** GIVEN TASK **
Make an exact transcription of the material, leaving out all images.

----- PROVIDED DATA

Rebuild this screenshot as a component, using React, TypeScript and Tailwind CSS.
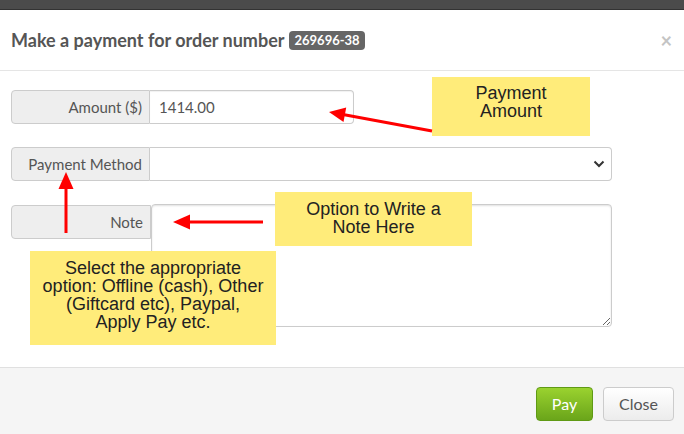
import React from "react";

const ui = { fontFamily: "Lato, 'Open Sans', sans-serif" };
const note = { fontFamily: "'Liberation Sans', Arial, sans-serif" };

export default function App() {
  return (
    <div className="relative w-[684px] h-[434px] overflow-hidden bg-white" style={ui}>
      <div className="h-[10px] bg-[#4b4b4b] border-b border-[#333]" />
      <div className="h-[61px] border-b border-[#e5e5e5] flex items-center justify-between pl-[11px] pr-[12px]">
        <div className="flex items-center gap-[5px] text-[18px] font-bold text-[#555] leading-none">
          <span>Make a payment for order number</span>
          <span className="bg-[#666] text-white text-[13px] font-bold rounded-[4px] px-[5px] py-[3px] leading-[13px]">269696-38</span>
        </div>
        <span className="text-[20px] font-bold text-[#c4c4c4] leading-none">×</span>
      </div>

      <div className="h-[296px] pl-[11px] pr-[72px] pt-[19px] flex flex-col text-[15px] text-[#555]">
        <div className="flex h-[34px] w-[343px]">
          <div className="w-[139px] shrink-0 bg-[#eee] border border-[#ccc] rounded-l-[4px] flex items-center justify-end pr-[7px]">Amount ($)</div>
          <div className="flex-1 border border-l-0 border-[#ccc] rounded-r-[4px] flex items-center pl-[9px] shadow-[inset_0_1px_1px_rgba(0,0,0,0.06)]">1414.00</div>
        </div>
        <div className="flex h-[34px] mt-[23px]">
          <div className="w-[139px] shrink-0 bg-[#eee] border border-[#ccc] rounded-l-[4px] flex items-center justify-end pr-[7px]">Payment Method</div>
          <div className="flex-1 border border-l-0 border-[#ccc] rounded-r-[4px] flex items-center justify-end pr-[6px]">
            <svg width="12" height="8" viewBox="0 0 12 8" fill="none" stroke="#333" strokeWidth="2">
              <path d="M1.5 1.5 L6 6 L10.5 1.5" />
            </svg>
          </div>
        </div>
        <div className="flex mt-[23px]">
          <div className="w-[140px] shrink-0 h-[34px] mt-[1px] bg-[#eee] border border-[#ccc] rounded-l-[4px] flex items-center justify-end pr-[7px]">Note</div>
          <textarea
            className="flex-1 h-[123px] border border-[#ccc] rounded-[4px] shadow-[inset_0_1px_2px_rgba(0,0,0,0.12)] outline-none"
            defaultValue=""
          />
        </div>
      </div>

      <div className="h-[67px] border-t border-[#e0e0e0] bg-[#f5f5f5] flex justify-end items-start pt-[19px] pr-[10px] gap-[10px] text-[16px]">
        <button className="w-[57px] h-[34px] rounded-[4px] border border-[#5f9a14] bg-gradient-to-b from-[#9ad22f] to-[#6aa51a] text-white">Pay</button>
        <button className="w-[71px] h-[34px] rounded-[4px] border border-[#ccc] bg-gradient-to-b from-white to-[#ececec] text-[#555]">Close</button>
      </div>

      <div className="absolute left-[432px] top-[77px] w-[158px] h-[59px] bg-[#ffec7a] text-[#222] text-[18px] leading-[18px] text-center pt-[7px]" style={note}>
        Payment<br />Amount
      </div>
      <div className="absolute left-[275px] top-[192px] w-[197px] h-[54px] bg-[#ffec7a] text-[#222] text-[18px] leading-[18px] text-center pt-[8px]" style={note}>
        Option to Write a<br />Note Here
      </div>
      <div className="absolute left-[30px] top-[251px] w-[246px] h-[94px] bg-[#ffec7a] text-[#222] text-[18px] leading-[18px] text-center pt-[8px]" style={note}>
        Select the appropriate<br />option: Offline (cash), Other<br />(Giftcard etc), Paypal,<br />Apply Pay etc.
      </div>

      <svg className="absolute inset-0 pointer-events-none" width="684" height="434">
        <line x1="432" y1="131" x2="343" y2="114.6" stroke="#ff0000" strokeWidth="3" />
        <polygon points="329,112 343.5,122 346.2,107.5" fill="#ff0000" />
        <line x1="263" y1="222" x2="187" y2="222" stroke="#ff0000" strokeWidth="3" />
        <polygon points="173,222 190,214.5 190,229.5" fill="#ff0000" />
        <line x1="66" y1="233" x2="66" y2="186" stroke="#ff0000" strokeWidth="3" />
        <polygon points="66,172 58.5,189 73.5,189" fill="#ff0000" />
      </svg>
    </div>
  );
}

----------

** EXPECTED OUTPUT **
Rebuild this screenshot as a component, using React, TypeScript and Tailwind CSS.
import React from "react";

const ui = { fontFamily: "Lato, 'Open Sans', sans-serif" };
const note = { fontFamily: "'Liberation Sans', Arial, sans-serif" };

export default function App() {
  return (
    <div className="relative w-[684px] h-[434px] overflow-hidden bg-white" style={ui}>
      <div className="h-[10px] bg-[#4b4b4b] border-b border-[#333]" />
      <div className="h-[61px] border-b border-[#e5e5e5] flex items-center justify-between pl-[11px] pr-[12px]">
        <div className="flex items-center gap-[5px] text-[18px] font-bold text-[#555] leading-none">
          <span>Make a payment for order number</span>
          <span className="bg-[#666] text-white text-[13px] font-bold rounded-[4px] px-[5px] py-[3px] leading-[13px]">269696-38</span>
        </div>
        <span className="text-[20px] font-bold text-[#c4c4c4] leading-none">×</span>
      </div>

      <div className="h-[296px] pl-[11px] pr-[72px] pt-[19px] flex flex-col text-[15px] text-[#555]">
        <div className="flex h-[34px] w-[343px]">
          <div className="w-[139px] shrink-0 bg-[#eee] border border-[#ccc] rounded-l-[4px] flex items-center justify-end pr-[7px]">Amount ($)</div>
          <div className="flex-1 border border-l-0 border-[#ccc] rounded-r-[4px] flex items-center pl-[9px] shadow-[inset_0_1px_1px_rgba(0,0,0,0.06)]">1414.00</div>
        </div>
        <div className="flex h-[34px] mt-[23px]">
          <div className="w-[139px] shrink-0 bg-[#eee] border border-[#ccc] rounded-l-[4px] flex items-center justify-end pr-[7px]">Payment Method</div>
          <div className="flex-1 border border-l-0 border-[#ccc] rounded-r-[4px] flex items-center justify-end pr-[6px]">
            <svg width="12" height="8" viewBox="0 0 12 8" fill="none" stroke="#333" strokeWidth="2">
              <path d="M1.5 1.5 L6 6 L10.5 1.5" />
            </svg>
          </div>
        </div>
        <div className="flex mt-[23px]">
          <div className="w-[140px] shrink-0 h-[34px] mt-[1px] bg-[#eee] border border-[#ccc] rounded-l-[4px] flex items-center justify-end pr-[7px]">Note</div>
          <textarea
            className="flex-1 h-[123px] border border-[#ccc] rounded-[4px] shadow-[inset_0_1px_2px_rgba(0,0,0,0.12)] outline-none"
            defaultValue=""
          />
        </div>
      </div>

      <div className="h-[67px] border-t border-[#e0e0e0] bg-[#f5f5f5] flex justify-end items-start pt-[19px] pr-[10px] gap-[10px] text-[16px]">
        <button className="w-[57px] h-[34px] rounded-[4px] border border-[#5f9a14] bg-gradient-to-b from-[#9ad22f] to-[#6aa51a] text-white">Pay</button>
        <button className="w-[71px] h-[34px] rounded-[4px] border border-[#ccc] bg-gradient-to-b from-white to-[#ececec] text-[#555]">Close</button>
      </div>

      <div className="absolute left-[432px] top-[77px] w-[158px] h-[59px] bg-[#ffec7a] text-[#222] text-[18px] leading-[18px] text-center pt-[7px]" style={note}>
        Payment<br />Amount
      </div>
      <div className="absolute left-[275px] top-[192px] w-[197px] h-[54px] bg-[#ffec7a] text-[#222] text-[18px] leading-[18px] text-center pt-[8px]" style={note}>
        Option to Write a<br />Note Here
      </div>
      <div className="absolute left-[30px] top-[251px] w-[246px] h-[94px] bg-[#ffec7a] text-[#222] text-[18px] leading-[18px] text-center pt-[8px]" style={note}>
        Select the appropriate<br />option: Offline (cash), Other<br />(Giftcard etc), Paypal,<br />Apply Pay etc.
      </div>

      <svg className="absolute inset-0 pointer-events-none" width="684" height="434">
        <line x1="432" y1="131" x2="343" y2="114.6" stroke="#ff0000" strokeWidth="3" />
        <polygon points="329,112 343.5,122 346.2,107.5" fill="#ff0000" />
        <line x1="263" y1="222" x2="187" y2="222" stroke="#ff0000" strokeWidth="3" />
        <polygon points="173,222 190,214.5 190,229.5" fill="#ff0000" />
        <line x1="66" y1="233" x2="66" y2="186" stroke="#ff0000" strokeWidth="3" />
        <polygon points="66,172 58.5,189 73.5,189" fill="#ff0000" />
      </svg>
    </div>
  );
}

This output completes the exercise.